The down side is that it makes me look sad, or tired. I have these lines right along my nose that seem to burn more than the rest of my face, and it looks as though I have been crying or blowing my nose alot. You men wouldn't know anything about this crying thing, because you have no feelings. Well, you have feelings, but only when your naked. Or a woman is naked. But then again that is an entirely different thing altogether isn't it?

I tan so that my teeth look whiter. And so my thighs look smoother. I can't quit smoking, because I'll get fat, and I'm way too lazy to work out if I get fat. I tan. It keeps my smile bright and my legs tight (looking). If only I lived in a world where I could walk around all day in a bikini sipping margaritas. Then I wouldn't care what I looked like. Strange how alcohol can make you feel so much better about yourself, unless your a downer drinker, then, you probably should stay away from it.

Why do we feel so bad when we leave a job? Do we really believe that we are the only ones that are capable of doing our job, or do we really feel remorse for those we leave behind with no help? Isn't that THEIR job? To find a replacement? Maybe I'm just different. Ok, I know I'm different, but didn't think I was weird like that. I hate leaving jobs because I get all emotional when people say they will miss me. They should just tell me everyday that they love me more than two moons love the sun. That would be fantastic. But then I do leave, and go somewhere else and I like it or I don't, then I leave again. I recently left my job for another so that I could be closer the the university that I plan to attend in the fall. I have no degree path, just that I want to graduate from college. Whether I am a wedding planner or a turfgrass manager or can inspect pigs for breeding. It makes no difference, I don't plan on getting a job that would require a degree. Being myself cannot be taught with formal education. This is by far the most boring conversation I have ever had.

I rolled over the other night after being sunburned, onto what I thought was a bed of needles. My stomach hurt so bad. Why does the sun make our skin feel as if we have packing tape all over us? Its just the sun! We have skin for a reason. If our skin is meant to protect our insides, shouldn't it do a better job of taking care of itself? Jimminy Christmas.

Last weeks mind is next years bestseller.

On a recent trip through Missouri, I began to notice the broad variety of activities. Family destinations, vinyards.....and butt plugs.

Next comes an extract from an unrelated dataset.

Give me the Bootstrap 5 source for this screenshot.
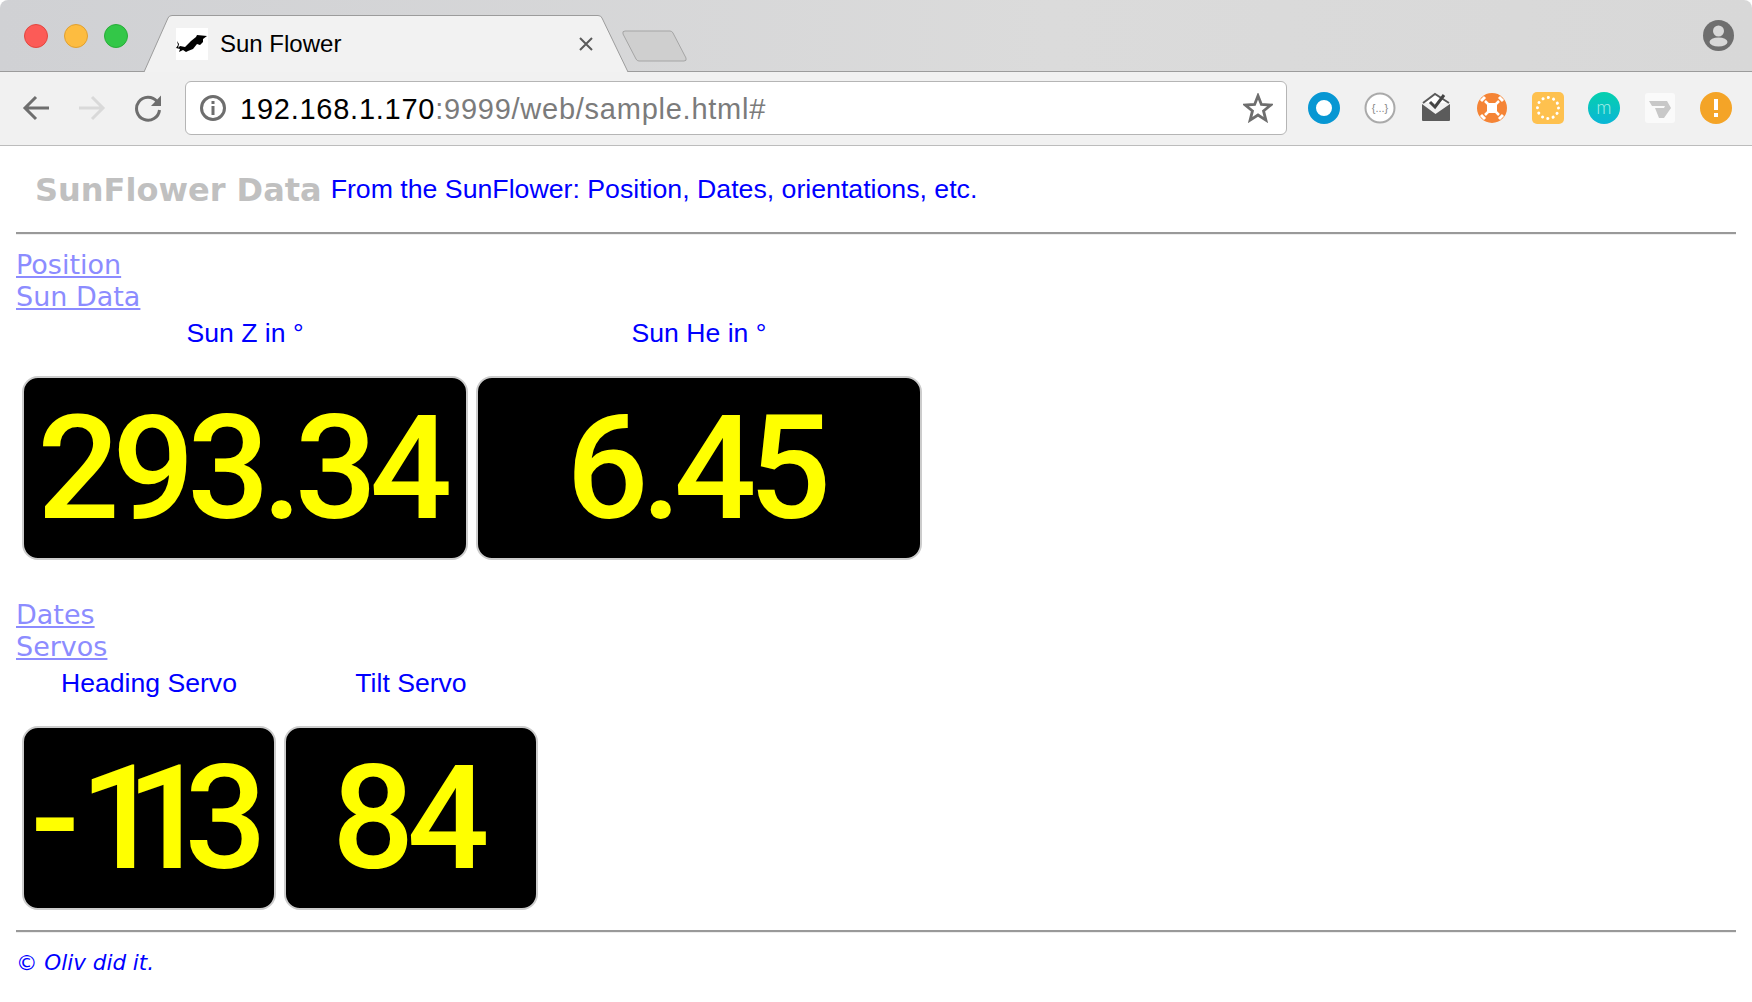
<!DOCTYPE html>
<html>

<head>
  <link href="https://cdn.jsdelivr.net/npm/bootstrap@5.3.2/dist/css/bootstrap.min.css" rel="stylesheet"
    type="text/css" />
  <script src="https://cdn.jsdelivr.net/npm/bootstrap@5.3.2/dist/js/bootstrap.bundle.min.js"></script>

  <style>
    body {
      background-color: #fff;
      font-family: "Liberation Sans", Arial, sans-serif;
      color: #0000ff;
    }

    .tab-strip {
      height: 72px;
      background: linear-gradient(90deg, #d0d1d4, #dbdbdb 60%, #d8d8d8);
      border-bottom: 1px solid #9c9c9c;
      border-radius: 8px 8px 0 0;
    }

    .traffic {
      gap: 16px;
      margin: 24px 0 0 24px;
    }

    .traffic-dot {
      width: 24px;
      height: 24px;
      border-radius: 50%;
    }

    .tab-item {
      width: 484px;
      height: 57px;
      margin: 0 0 -1px 16px;
      padding: 0 35px 0 32px;
      z-index: 1;
    }

    .tab-shape {
      position: absolute;
      inset: 0;
    }

    .tab-fav {
      position: relative;
      width: 32px;
      height: 32px;
      background-color: #fff;
    }

    .tab-title {
      position: relative;
      margin-left: 12px;
      font-size: 24px;
      color: #000;
    }

    .tab-close {
      position: relative;
      margin-left: auto;
    }

    .new-tab {
      margin: 0 0 9px -6px;
    }

    .avatar {
      margin: 20px 18px 0 0;
    }

    .tool-bar {
      height: 74px;
      background-color: #f1f1f1;
      border-bottom: 1px solid #bcbcbc;
      padding: 0 20px 2px 8px;
    }

    .nav-ico {
      width: 56px;
    }

    .address {
      width: 1102px;
      height: 54px;
      margin-left: 9px;
      padding: 0 13px 0 14px;
      background-color: #fff;
      border: 1px solid #b5b5b5;
      border-radius: 6px;
      font-size: 29px;
      letter-spacing: 0.75px;
      color: #7b7b7b;
    }

    .address b {
      font-weight: 400;
      color: #000;
    }

    .url-text {
      margin-left: 14px;
      padding-top: 4px;
    }

    .star-ico {
      margin-left: auto;
    }

    .ext-icons {
      gap: 24px;
      margin-left: 21px;
    }

    .page-body {
      padding: 0 16px;
    }

    .page-head {
      height: 44px;
      margin-top: 22px;
      padding-left: 19px;
      gap: 9px;
    }

    .page-title {
      font-family: "DejaVu Sans", Verdana, sans-serif;
      font-weight: 700;
      font-size: 32px;
      color: #c0c0c0;
    }

    .page-tag {
      font-size: 26.7px;
      color: #0000ff;
      padding-bottom: 2px;
    }

    .rule-line {
      margin: 20px 0 14px;
      height: 3px;
      border-top: 2px solid #999;
      border-bottom: 1px solid #eee;
    }

    .rule-foot {
      margin: 20px 0 16px;
    }

    .sec-link {
      display: block;
      width: fit-content;
      font-family: "DejaVu Sans", Verdana, sans-serif;
      font-size: 27px;
      line-height: 32px;
      color: #8c8cff;
    }

    .sec-link:hover {
      color: #8c8cff;
    }

    .gauge-row {
      gap: 8px;
      padding: 4px 0 0 6px;
    }

    .gauge-row + .sec-link {
      margin-top: 39px;
    }

    .gauge-wide {
      width: 446px;
    }

    .gauge-slim {
      width: 254px;
    }

    .gauge-label {
      font-size: 26.6px;
      line-height: 32px;
      margin-bottom: 27px;
      text-align: center;
    }

    .gauge-face {
      height: 184px;
      padding-right: 8px;
      background-color: #000;
      border: 2px solid #ccc;
      border-radius: 16px;
      color: #ffff00;
      font-family: Roboto, "Liberation Sans", sans-serif;
      font-weight: 500;
      font-size: 145px;
      line-height: 1;
      letter-spacing: -7.5px;
    }

    .digit-dash {
      letter-spacing: 0;
    }

    .digit-ones {
      letter-spacing: -36px;
      margin-right: 12px;
    }

    .foot-note {
      font-family: "DejaVu Sans", Verdana, sans-serif;
      font-style: italic;
      font-size: 21.5px;
      line-height: 28px;
    }
  </style>
</head>

<body>
  <header>
    <div class="tab-strip d-flex align-items-end">
      <div class="traffic d-flex align-self-start">
        <div class="traffic-dot" style="background:#fc5b57;border:1px solid #e2463f"></div>
        <div class="traffic-dot" style="background:#fdbc40;border:1px solid #e0a030"></div>
        <div class="traffic-dot" style="background:#33c748;border:1px solid #28ad38"></div>
      </div>

      <div class="tab-item position-relative d-flex align-items-center">
        <svg class="tab-shape" width="484" height="57" viewBox="0 0 484 57">
          <path d="M0 57 L24 3 Q25 0.5 28 0.5 H454 Q457 0.5 458 3 L484 57" fill="#f2f2f2" stroke="#9c9c9c" />
        </svg>
        <div class="tab-fav">
          <svg width="32" height="32" viewBox="0 0 32 32">
            <path d="M1 13 L3 16 L2 20 L4 18 L9 19 L15 13 L20 9 L21 7 L31 8 L27 11 L27 14 L24 17 L21 16 L17 21 L12 23 L10 24 L7 22 L3 24 L4 21 L0 20 L2 17 Z" fill="#000" />
          </svg>
        </div>
        <span class="tab-title">Sun Flower</span>
        <svg class="tab-close" width="14" height="14" viewBox="0 0 14 14">
          <path d="M1 1 L13 13 M13 1 L1 13" stroke="#5a5a5a" stroke-width="2" />
        </svg>
      </div>

      <svg class="new-tab" width="66" height="32" viewBox="0 0 66 32">
        <path d="M3 1 H48 Q50 1 51 3 L64 28 Q65 31 62 31 H17 Q15 31 14 29 L1 4 Q0 1 3 1 Z" fill="#cfcfcf" stroke="#a5a5a5" />
      </svg>

      <svg class="avatar ms-auto align-self-start" width="31" height="31" viewBox="0 0 31 31">
        <circle cx="15.5" cy="15.5" r="15.5" fill="#6e6e6e" />
        <circle cx="15.5" cy="11" r="5.5" fill="#d8d8d8" />
        <ellipse cx="15.5" cy="22" rx="9" ry="4.5" fill="#d8d8d8" />
      </svg>
    </div>

    <div class="tool-bar d-flex align-items-center">
      <div class="nav-ico d-flex justify-content-center">
        <svg width="28" height="28" viewBox="0 0 28 28">
          <path d="M27 14 H3 M14 3 L3 14 L14 25" fill="none" stroke="#6e6e6e" stroke-width="3" />
        </svg>
      </div>
      <div class="nav-ico d-flex justify-content-center">
        <svg width="28" height="28" viewBox="0 0 28 28">
          <path d="M1 14 H25 M14 3 L25 14 L14 25" fill="none" stroke="#d9d9d9" stroke-width="3" />
        </svg>
      </div>
      <div class="nav-ico d-flex justify-content-center">
        <svg width="28" height="28" viewBox="0 0 28 28">
          <path d="M23 7.5 A11.5 11.5 0 1 0 25.5 16" fill="none" stroke="#6e6e6e" stroke-width="3" />
          <path d="M27 1.5 V12 H17 Z" fill="#6e6e6e" />
        </svg>
      </div>

      <div class="address d-flex align-items-center">
        <svg width="26" height="26" viewBox="0 0 26 26">
          <circle cx="13" cy="13" r="11.5" fill="none" stroke="#6e6e6e" stroke-width="3" />
          <rect x="11.5" y="6" width="3" height="3" fill="#6e6e6e" />
          <rect x="11.5" y="11" width="3" height="9" fill="#6e6e6e" />
        </svg>
        <span class="url-text"><b>192.168.1.170</b>:9999/web/sample.html#</span>
        <svg class="star-ico" width="30" height="30" viewBox="0 0 32 32">
          <path d="M16 3 L19.6 12.2 L29.6 12.8 L21.9 19.1 L24.4 28.9 L16 23.5 L7.6 28.9 L10.1 19.1 L2.4 12.8 L12.4 12.2 Z" fill="none" stroke="#6e6e6e" stroke-width="3" />
        </svg>
      </div>

      <div class="ext-icons d-flex">
        <svg width="32" height="32" viewBox="0 0 32 32">
          <circle cx="16" cy="16" r="12" fill="#fff" stroke="#0797d3" stroke-width="8" />
        </svg>
        <svg width="32" height="32" viewBox="0 0 32 32">
          <circle cx="16" cy="16" r="14.5" fill="#fff" stroke="#aaa" stroke-width="2" />
          <text x="16" y="20" text-anchor="middle" font-family="Liberation Sans" font-size="11" fill="#888">{...}</text>
        </svg>
        <svg width="32" height="32" viewBox="0 0 32 32">
          <path d="M3 11 L15 2 L29 11" fill="#fff" stroke="#5b5b5b" stroke-width="2" />
          <path d="M2 12 L15.5 22 L30 12 V28 Q30 29 29 29 H3 Q2 29 2 28 Z" fill="#5b5b5b" />
          <path d="M10 10 L15 15 L24 3" fill="none" stroke="#444" stroke-width="3" />
        </svg>
        <svg width="32" height="32" viewBox="0 0 32 32">
          <circle cx="16" cy="16" r="15" fill="#f58435" />
          <path d="M9 9 L23 23 M23 9 L9 23" stroke="#fff" stroke-width="2.5" />
          <path d="M5 9 L9 5 M23 5 L27 9 M5 23 L9 27 M23 27 L27 23" stroke="#fff" stroke-width="3" />
          <rect x="11" y="11" width="10" height="10" rx="2" fill="#fff" />
        </svg>
        <svg width="32" height="32" viewBox="0 0 32 32">
          <rect width="32" height="32" rx="5" fill="#fec14f" />
          <circle cx="16" cy="16" r="10.5" fill="none" stroke="#fff" stroke-width="3" stroke-linecap="round" stroke-dasharray="0.1 5.4" />
        </svg>
        <svg width="32" height="32" viewBox="0 0 32 32">
          <defs>
            <linearGradient id="mintFill" x1="0" y1="0" x2="0" y2="1">
              <stop offset="0" stop-color="#05d0ae" />
              <stop offset="1" stop-color="#0bb6d6" />
            </linearGradient>
          </defs>
          <circle cx="16" cy="16" r="16" fill="url(#mintFill)" />
          <text x="16" y="22" text-anchor="middle" font-family="Lato" font-weight="300" font-size="19" fill="#a8eee8">m</text>
        </svg>
        <svg width="32" height="32" viewBox="0 0 32 32">
          <rect x="1" y="1" width="30" height="30" rx="3" fill="#fafafa" />
          <path d="M5 9 H23 L27 16 L20 26 H15 L11 16 H20 L21 14 H8 Z" fill="#c8c8c8" />
        </svg>
        <svg width="32" height="32" viewBox="0 0 32 32">
          <circle cx="16" cy="16" r="16" fill="#f4a427" />
          <rect x="14" y="7" width="4" height="11" fill="#fff" />
          <rect x="14" y="21" width="4" height="4" fill="#fff" />
        </svg>
      </div>
    </div>
  </header>

  <main class="page-body">
    <div class="page-head d-flex align-items-center">
      <span class="page-title">SunFlower Data</span>
      <span class="page-tag">From the SunFlower: Position, Dates, orientations, etc.</span>
    </div>
    <div class="rule-line"></div>

    <a class="sec-link" href="#">Position</a>
    <a class="sec-link" href="#">Sun Data</a>
    <div class="gauge-row d-flex">
      <div class="gauge-wide">
        <div class="gauge-label">Sun Z in °</div>
        <div class="gauge-face d-flex align-items-center justify-content-center">293.34</div>
      </div>
      <div class="gauge-wide">
        <div class="gauge-label">Sun He in °</div>
        <div class="gauge-face d-flex align-items-center justify-content-center">6.45</div>
      </div>
    </div>

    <a class="sec-link" href="#">Dates</a>
    <a class="sec-link" href="#">Servos</a>
    <div class="gauge-row d-flex">
      <div class="gauge-slim">
        <div class="gauge-label">Heading Servo</div>
        <div class="gauge-face d-flex align-items-center justify-content-center"><span class="digit-dash">-</span><span class="digit-ones">11</span><span>3</span></div>
      </div>
      <div class="gauge-slim">
        <div class="gauge-label">Tilt Servo</div>
        <div class="gauge-face d-flex align-items-center justify-content-center">84</div>
      </div>
    </div>

    <div class="rule-line rule-foot"></div>
    <div class="foot-note">© Oliv did it.</div>
  </main>
</body>

</html>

I have never seen so many off the wall sights to see, and so close to adult superstores. SUPERSTORES! The largest type of store, ever! Anywhere! I also counted a large number of the worlds largest fireworks stands, where they conveniently sell beer. That's handy, just one stop. Once, I saw a sign for the WORLDS LARGEST ROCKING CHAIR!: next right! But of course I didn't turn. However, a few miles down the way was a regular sized rocking chair bolted to a billboard. Now, at 75 mph I didn't catch what it was supposed to be advertisting. I just assumed that it was the actual largest rocking chair, and was terribly disappointed. A lot of people name their business after themselves. What do you do with Joe's Carpet when its time to turn the business over? Do you stay Joe's Carpet, or do you become Carpet store formerly known as Joe's? But I would like to have my name in letters that size someday.

I get that strange look from people the further north I go. The look like I have half a piece of pizza on my face and underwear on my head. I get it when I say hi. Maybe they are all cyborgs and and they dont speak any english.

So, vinyards. My friend thought they were groves of tiny baby trees. All those grapes growing out of midwestern soil. Do you think that anyone in the world envies our wine? I like it, because it is cheap.

But the butt plug store was right next to the towns family bowling alley, and down the street from the 1st Baptist Church. Jesus is totally proud.